From: Neil Armstrong

Date: Wed Jan 14 2026 - 07:01:37 EST


On 1/14/26 11:31, Konrad Dybcio wrote:
On 1/14/26 11:07 AM, Neil Armstrong wrote:
On 1/14/26 11:01, Konrad Dybcio wrote:
On 1/13/26 6:53 PM, Georgi Djakov wrote:
On 11/6/25 6:46 PM, Neil Armstrong wrote:
Since we can actually read back the APPS rpmh interconnect
BCM votes we can actually implement the get_bw() callback
and provide a coherent average and peak bandwidth at probe time.

The benefits of that are:
- keep disabled BCMs disabled
- avoid voting unused BCMs to INT_MAX

If the interconnects are correctly described for a platform,
all the required BCMs would be voted to the maximum bandwidth
until sync_state is reached.

Since we only get the BCM vote, we need to redistribute
the vote values to the associated nodes. The initial BCM
votes are read back at probe time in order to be ready when
the get_bw() is called when a node is added.


FWIW, I was able to finally test this on sdm845. Some nodes are indeed
showing reasonable bandwidth values instead of the default INT_MAX.

As I learnt here

https://lore.kernel.org/linux-arm-msm/1e7594dc-dca6-42e7-b478-b063e3325aff@xxxxxxxxxxxxxxxx/

rpmh_read() will only retrieve the currently active values, so as-is,
this hunk:

+    /* For boot-up, fill the AMC vote in all buckets */
+    for (i = 0; i < QCOM_ICC_NUM_BUCKETS; i++) {
+        bcm->vote_x[i] = x;
+        bcm->vote_y[i] = y;
+    }

is lying about the state of wake/sleep buckets

this is ""fine"" today, as I don't see any "if (old_bw == new_bw)" checks
across the framework, but debugfs is going to report incorrect values and
if anyone decides to add the aforementioned check, it may introduce issues
where the values aren't commited to the hardware (because Linux is going
to believe they're already set)

This is only for the pre-sync-state phase, where we don't need the wake/sleep
values but the interconnect rpmh implementation needs them, and anyway they will
be replaced by proper values in sync_state

I realize this may not be the most convincing argument, but consider
the case where sync_state can not be hit, for example with the Venus
driver that requests FW at probe time and errors out if it's absent

We're talking about initial states here, if a device votes for an interconnect
path, even before sync_state, the path will be voted with the requested bandwidth.
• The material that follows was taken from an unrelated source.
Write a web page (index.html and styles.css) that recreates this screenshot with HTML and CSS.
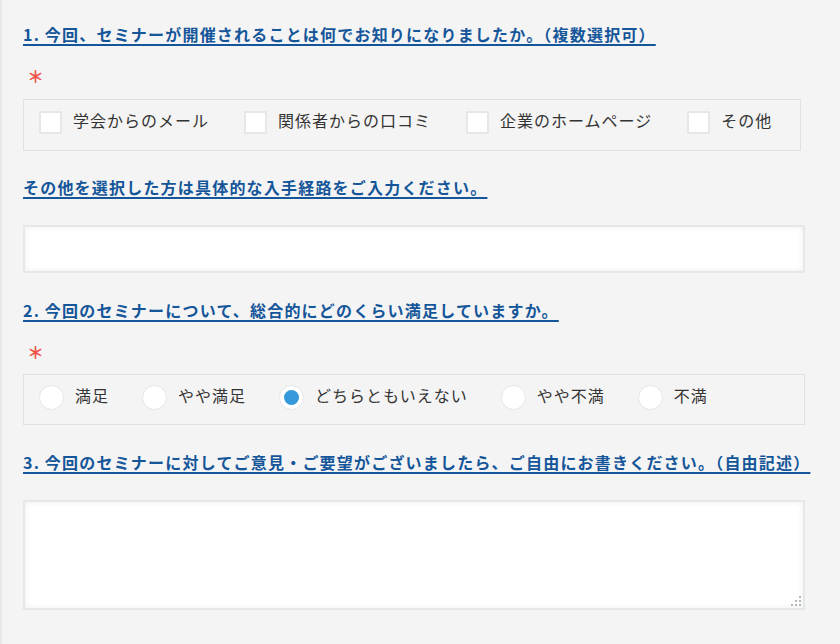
FILE: index.html
```html
<!DOCTYPE html>
<html lang="ja">
<head>
<meta charset="utf-8">
<link rel="stylesheet" href="styles.css">
</head>
<body>
<div class="page">
  <form class="form">
    <p class="q-title q1">1. 今回、セミナーが開催されることは何でお知りになりましたか。（複数選択可）</p>
    <div class="req req1">＊</div>
    <div class="choices checks">
      <label class="opt"><span class="box"></span><span class="txt">学会からのメール</span></label>
      <label class="opt"><span class="box"></span><span class="txt">関係者からの口コミ</span></label>
      <label class="opt"><span class="box"></span><span class="txt">企業のホームページ</span></label>
      <label class="opt"><span class="box"></span><span class="txt">その他</span></label>
    </div>
    <p class="q-title q-other">その他を選択した方は具体的な入手経路をご入力ください。</p>
    <div class="field input"></div>
    <p class="q-title q2">2. 今回のセミナーについて、総合的にどのくらい満足していますか。</p>
    <div class="req req2">＊</div>
    <div class="choices radios">
      <label class="opt"><span class="radio"></span><span class="txt">満足</span></label>
      <label class="opt"><span class="radio"></span><span class="txt">やや満足</span></label>
      <label class="opt"><span class="radio on"></span><span class="txt">どちらともいえない</span></label>
      <label class="opt"><span class="radio"></span><span class="txt">やや不満</span></label>
      <label class="opt"><span class="radio"></span><span class="txt">不満</span></label>
    </div>
    <p class="q-title q3">3. 今回のセミナーに対してご意見・ご要望がございましたら、ご自由にお書きください。（自由記述）</p>
    <div class="field textarea">
      <svg class="grip" width="12" height="12" viewBox="0 0 12 12">
        <rect x="9" y="1" width="2" height="2" fill="#b3b8bd"/>
        <rect x="5" y="5" width="2" height="2" fill="#b3b8bd"/>
        <rect x="9" y="5" width="2" height="2" fill="#b3b8bd"/>
        <rect x="1" y="9" width="2" height="2" fill="#b3b8bd"/>
        <rect x="5" y="9" width="2" height="2" fill="#b3b8bd"/>
        <rect x="9" y="9" width="2" height="2" fill="#b3b8bd"/>
      </svg>
    </div>
  </form>
</div>
</body>
</html>
```

FILE: styles.css
```css
html, body {
  margin: 0;
  padding: 0;
  background: #f4f4f4;
}
body {
  font-family: "Noto Sans CJK JP", "Noto Sans", sans-serif;
  color: #333;
}
.page {
  height: 644px;
  border-left: 2px solid #e8e8e8;
  box-sizing: border-box;
  padding: 22px 0 0 21px;
  overflow: hidden;
}
.form {
  width: 782px;
  display: flex;
  flex-direction: column;
  align-items: flex-start;
}
.q-title {
  margin: 0;
  font-size: 16px;
  line-height: 24px;
  font-weight: bold;
  letter-spacing: 1.2px;
  color: #15569a;
  text-decoration: underline;
  text-underline-offset: 3px;
  text-decoration-thickness: 2px;
  white-space: nowrap;
}
.q-other { margin-top: 24px; }
.q2 { margin-top: 25px; }
.q3 { margin-top: 25px; }
.req {
  margin: 20px 0 0 4px;
  height: 20px;
  line-height: 20px;
  font-size: 17px;
  font-weight: bold;
  color: #ef5148;
}
.req2 { margin-top: 20px; }
.choices {
  margin-top: 13px;
  box-sizing: border-box;
  border: 1px solid #e0e0e0;
  display: flex;
  align-items: center;
  padding: 0 15px 5px;
  height: 52px;
}
.checks { width: 778px; }
.radios { width: 782px; height: 51px; margin-top: 12px; }
.opt {
  display: flex;
  align-items: center;
  font-size: 16px;
  letter-spacing: 1px;
  color: #333;
  white-space: nowrap;
}
.txt {
  padding-bottom: 5px;
}
.checks .opt { margin-right: 35px; }
.radios .opt { margin-right: 33px; }
.box {
  width: 23px;
  height: 23px;
  box-sizing: border-box;
  background: #fff;
  border: 2px solid #e7e7e7;
  margin-right: 11px;
  flex: none;
}
.radio {
  width: 25px;
  height: 25px;
  box-sizing: border-box;
  border-radius: 50%;
  background: #fff;
  border: 1px solid #e6e6e6;
  margin-right: 11px;
  flex: none;
  display: flex;
  align-items: center;
  justify-content: center;
}
.radio.on::after {
  content: "";
  width: 15px;
  height: 15px;
  border-radius: 50%;
  background: #3498db;
}
.field {
  width: 782px;
  box-sizing: border-box;
  background: #fff;
  border: 2px solid #e5e8e8;
  box-shadow: inset 0 0 6px rgba(0, 0, 0, 0.07);
}
.input {
  height: 48px;
  margin-top: 26px;
}
.textarea {
  height: 110px;
  margin-top: 26px;
  position: relative;
}
.grip {
  position: absolute;
  right: 1px;
  bottom: 1px;
}
```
https://elixir.bootlin.com/linux/v6.18.5/source/drivers/interconnect/core.c#L295

Before this patch:
node->init_avg & node->init_peak are set to INT_MAX, so max(x, INT_MAX) always gives INT_MAX
After this patch:
node->init_avg & node->init_peak are from the boot, which can be 0. So we either vote
for the requested bandwidth, or floor the bandwidth set by the bootloader (could be a higher value).


So this is an informed & assumed choice I did here. It's a small optimization
to avoid turning on _all_ interconnects at INT_MAX, and keep boot votes
up to sync_state.

Another question is, whether that's a desired change - I could easily
see pinning buses to the maximum speed helping boot time KPIs, but
perhaps that could/should be configurable?

It's all about the rest of the bussed endpoints, enabling _all_ endpoints
to INT_MAX could potentially lead to in fact reducing bandwidth for crucial
devices like UFS because we configure everything to the max bandwidth, and enable
unused busses (and associated clocks & power domains) for nothing.

The idea in this patch is to keep the votes from bootloader, keep the disabled
endpoints and vote with requested bandwidth for devices which are used in the boot process.

Neil


Konrad